Volcanic Eruptions in South Europe and the Change of Carbon Dioxide Concentration – Case Study: “Moussala” Basic Environmental Observatory
Abstract: The volcanic eruptions are one of the most characteristic natural sources of CO2 in the atmosphere (IPCC, 1990, 2007). In order to study the effect of volcanic eruptions on the increased levels of CO2, we have used data from the Basic Environmental Observatory (BEO) “Moussala”, Bulgaria, for the period comprised between July 2007 and March 2015. The Carbon dioxide is not a health hazard gas and there is no established limit concentration by the Bulgarian and international law. In this study, we have accepted as extremely high values the values that exceed the 95th percentile of the distribution of the daily average values for the studied period. The days with exceeding CO2 concentration were analysed in terms of volcanic activity (Etna), which could affect the investigated area with the spread of air pollutants and also CO2. The simulations developed by the Hybrid Single Particle Lagrangian Integrated Trajectory (HYSPLIT) Model are used in order to describe the trajectory and dispersion of pollutant and products from eruptions of Etna in the atmosphere. A synchrony between the occurrence of days with extreme high concentration of CO2 in the atmosphere in the region of BEO “Moussala” and eruptions of Etna volcano was established in most of the investigated cases.

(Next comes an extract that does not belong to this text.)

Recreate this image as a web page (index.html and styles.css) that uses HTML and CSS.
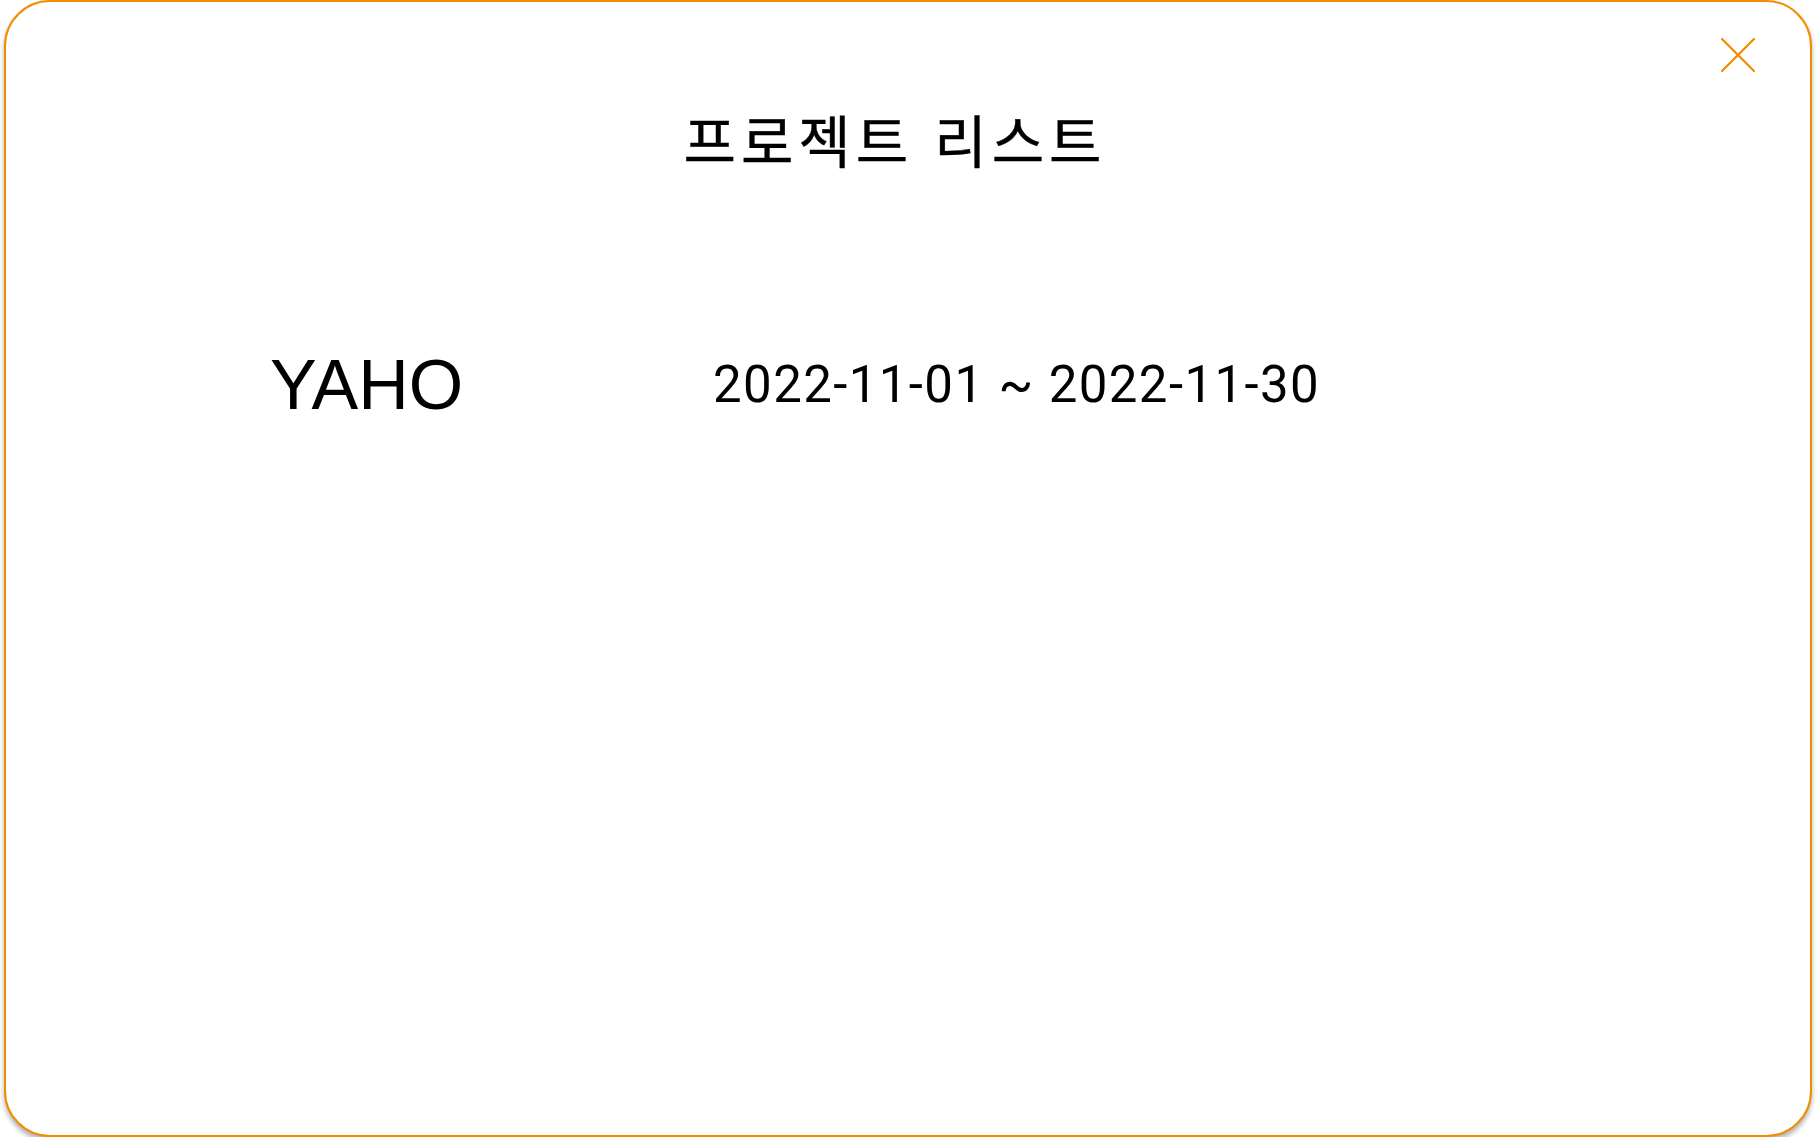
FILE: index.html
```html
<!DOCTYPE html>
<html lang="ko">
<head>
<meta charset="utf-8">
<title>프로젝트 리스트</title>
<link rel="stylesheet" href="styles.css">
</head>
<body>
<div class="modal">
  <button class="close" aria-label="닫기">
    <svg viewBox="0 0 34 34" width="34" height="34"><path d="M1 1 L33 33 M33 1 L1 33" stroke="#f08c00" stroke-width="2.2" stroke-linecap="round" fill="none"/></svg>
  </button>
  <h1 class="title">프로젝트 리스트</h1>
  <ul class="list">
    <li class="item">
      <span class="name">YAHO</span>
      <span class="period">2022-11-01 ~ 2022-11-30</span>
    </li>
  </ul>
</div>
</body>
</html>
```
FILE: styles.css
```css
html, body {
  margin: 0;
  padding: 0;
  background: #ffffff;
}
body {
  padding: 0 5px 0 4px;
  font-family: "Noto Sans CJK KR", "Noto Sans", sans-serif;
  color: #000;
}
.modal {
  position: relative;
  box-sizing: border-box;
  height: 1137px;
  border: 2px solid #f28c00;
  border-radius: 46px;
  background: #fff;
  box-shadow: 0 4px 5px rgba(0, 0, 0, 0.3);
  padding-top: 96px;
}
.close {
  position: absolute;
  top: 36px;
  right: 55px;
  width: 34px;
  height: 34px;
  padding: 0;
  border: 0;
  background: transparent;
  cursor: pointer;
}
.close svg {
  display: block;
}
.title {
  margin: 0;
  padding-right: 26px;
  text-align: center;
  font-family: "Noto Sans CJK KR", sans-serif;
  font-weight: 400;
  font-size: 57px;
  letter-spacing: 5px;
  line-height: 80px;
  -webkit-text-stroke: 0.4px #000;
}
.list {
  list-style: none;
  margin: 162px 0 0;
  padding: 0 0 0 264px;
}
.item {
  display: grid;
  grid-template-columns: 443px auto;
  align-items: center;
}
.name {
  font-family: "Liberation Sans", Arial, sans-serif;
  font-size: 70px;
  line-height: 90px;
}
.period {
  font-family: Roboto, "Liberation Sans", sans-serif;
  font-size: 51px;
  letter-spacing: 1.4px;
  line-height: 90px;
}
```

The analysis of the results from BEO “Moussala” confirms the impact of the volcanic eruptions and Etna volcano, in particular, for the increasing of CO2 concentration in the atmosphere. On the other side, it was established that the activity of Etna is not the only factor which has impact on the concentration of CO2. More detailed analyses concerning not only natural, but also anthropogenic factors have to be done in the future in order to clarify the reasons for the increasing concentration of CO2 in the atmosphere (IPCC, 2014).